Der Anordnungsanspruch ergebe sich daraus, dass die Ausschreibung des streitgegenständlichen Dienstpostens rechtswidrig gewesen sei. In der Stellenausschreibung würden konstitutive Anforderungen genannt, die nicht ausreichend seien, um die Aufgaben, die auf diesem Dienstposten zu erledigen seien, auch tatsächlich wahrnehmen zu können. Es sei unverzichtbar, bereits in der Ausschreibung als konstitutives Anforderungsmerkmal eine mindestens zweijährige Erfahrung auf dem Gebiet der Formspuren zum Erwerb spezieller Kenntnisse und Fertigkeiten zu verlangen. Auf diese speziellen Fähigkeiten, über die der Antragsteller im Gegensatz zum ausgewählten Bewerber verfüge, könne nicht verzichtet werden. Da diese in der Ausschreibung nicht verlangt worden seien, gehe der Antragsteller davon aus, dass diese Entscheidung des Dienstherrn, in der Ausschreibung und damit bei der Auswahl der Bewerber hierauf zu verzichten, auf sachfremden Erwägungen beruhe. Diese Rechtswidrigkeit des Anforderungsprofils in der Stellenausschreibung führe auch zur Fehlerhaftigkeit des Auswahlverfahrens selbst, da die Auswahlerwägungen, die das Staatsministerium hier angestellt habe, infolge dieses Fehlers auf sachfremden und letztlich nicht am Leistungsgrundsatz orientierten Gesichtspunkten beruhten. Damit werde der Bewerbungsverfahrensanspruch des Antragstellers verletzt. Es bestehe auch die Möglichkeit, dass er bei ordnungsgemäßer Ausschreibung ausgewählt werde.
Das Staatsministerium sicherte am 9. August 2019 dem Verwaltungsgericht telefonisch zu, die Stelle bis zur rechtskräftigen Entscheidung über den Antrag auf einstweilige Anordnung nicht zu besetzen.
Mit Beschluss vom 29. August 2019 wurde der ausgewählte Bewerber zum Verfahren beigeladen. Dieser hat sich nicht geäußert und auch keinen Antrag gestellt.

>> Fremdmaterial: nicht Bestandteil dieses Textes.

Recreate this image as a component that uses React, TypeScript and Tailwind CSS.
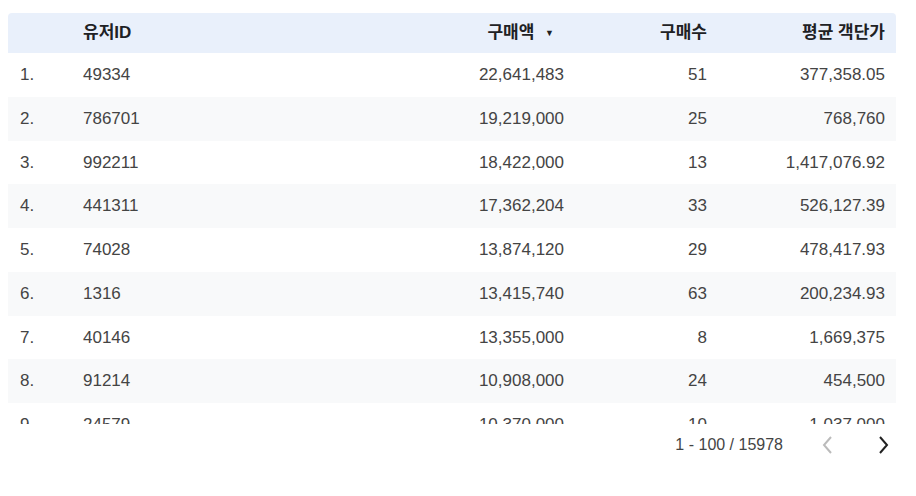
import React from "react";

const rows = [
  ["1.", "49334", "22,641,483", "51", "377,358.05"],
  ["2.", "786701", "19,219,000", "25", "768,760"],
  ["3.", "992211", "18,422,000", "13", "1,417,076.92"],
  ["4.", "441311", "17,362,204", "33", "526,127.39"],
  ["5.", "74028", "13,874,120", "29", "478,417.93"],
  ["6.", "1316", "13,415,740", "63", "200,234.93"],
  ["7.", "40146", "13,355,000", "8", "1,669,375"],
  ["8.", "91214", "10,908,000", "24", "454,500"],
  ["9.", "24579", "10,370,000", "10", "1,037,000"],
];

function Row({ r, i }: { r: string[]; i: number }) {
  return (
    <div className={`flex items-center h-[43.75px] text-[17px] text-[#444] ${i % 2 ? "bg-[#f8f9fa]" : "bg-white"}`}>
      <div className="w-[75px] pl-[12px]">{r[0]}</div>
      <div className="flex-1">{r[1]}</div>
      <div className="w-[150px] text-right">{r[2]}</div>
      <div className="w-[143px] text-right">{r[3]}</div>
      <div className="w-[189px] text-right pr-[11px]">{r[4]}</div>
    </div>
  );
}

export default function App() {
  return (
    <div className="w-[916px] h-[496px] bg-white pt-[13px] pl-[8px] pr-[20px]" style={{ fontFamily: "'Liberation Sans', 'Noto Sans CJK KR', sans-serif" }}>
      <div className="h-[411px] overflow-hidden">
        <div className="flex items-center h-[40px] bg-[#e9f0fb] rounded-t-[4px] text-[17px] font-bold text-[#202124]">
          <div className="w-[75px]"></div>
          <div className="flex-1">유저ID</div>
          <div className="w-[150px] text-right pr-[10px]">구매액 <span className="text-[9px] ml-[6px] align-middle">▼</span></div>
          <div className="w-[143px] text-right">구매수</div>
          <div className="w-[189px] text-right pr-[11px]">평균 객단가</div>
        </div>
        {rows.map((r, i) => <Row key={i} r={r} i={i} />)}
      </div>
      <div className="flex items-center justify-end h-[42px] text-[16px] text-[#444]">
        <span className="mr-[36px]">1 - 100 / 15978</span>
        <svg width="16" height="24" viewBox="0 0 16 24" className="mr-[41px]"><path d="M12 4 L5 12 L12 20" fill="none" stroke="#bbb" strokeWidth="2" /></svg>
        <svg width="16" height="24" viewBox="0 0 16 24" className="mr-[4px]"><path d="M4 4 L11 12 L4 20" fill="none" stroke="#222" strokeWidth="2" /></svg>
      </div>
    </div>
  );
}
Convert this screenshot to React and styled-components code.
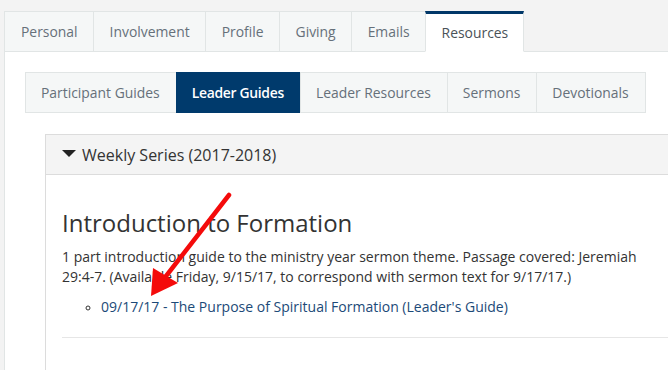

Das Staatsministerium hat für den Antragsgegner mit Schriftsatz vom 6. September 2019 unter Aktenvorlage beantragt,
den Antrag abzulehnen.
Vorliegend sei ein fachspezifischer Dienstposten ausgeschrieben worden. Solche Dienstposten würden mit einem konstitutiven Anforderungsprofil ausgeschrieben. Die streitgegenständliche Ausschreibung sei rechtmäßig, weil der Text den in der Bestellungsrichtlinie ausgeführten Anforderungen entspreche. Im Rahmen der Ausschreibung kumulativ zu diesen Voraussetzungen, wie vom Antragsteller gewünscht, konstitutiv eine mindestens zweijährige Erfahrung auf dem Gebiet der Formspuren zu verlangen, würde die Bewerberauswahl und damit den Grundsatz der Bestenauslese weiter einschränken. Da Dienstposten mit konstitutiven Anforderungsprofil die Ausnahme darstellten und Ziel sei, Ausschreibungen mit konstitutiven Anforderungsprofil auf das unbedingt notwendige Maß zu beschränken, habe sich der Dienstherr im Rahmen seines Organisationsermessen entschieden, dass eine Ausbildung in diesem Bereich, auf die auch im Rahmen der Ausschreibung hingewiesen worden sei, mögliche Wissenslücken ausreichend fülle. Entsprechend seien bei der Festlegung des konstitutiven Anforderungsprofils keine sachfremden Erwägungen angestellt worden. Der Antragsteller habe keinen Anspruch auf ein konkretes konstitutives Anforderungsprofil bei einer Ausschreibung durch den Dienstherren. Die unter Berücksichtigung des rechtmäßigen Anforderungsprofils getroffene Auswahlentscheidung zu Gunsten des Beigeladenen sei rechtmäßig gewesen.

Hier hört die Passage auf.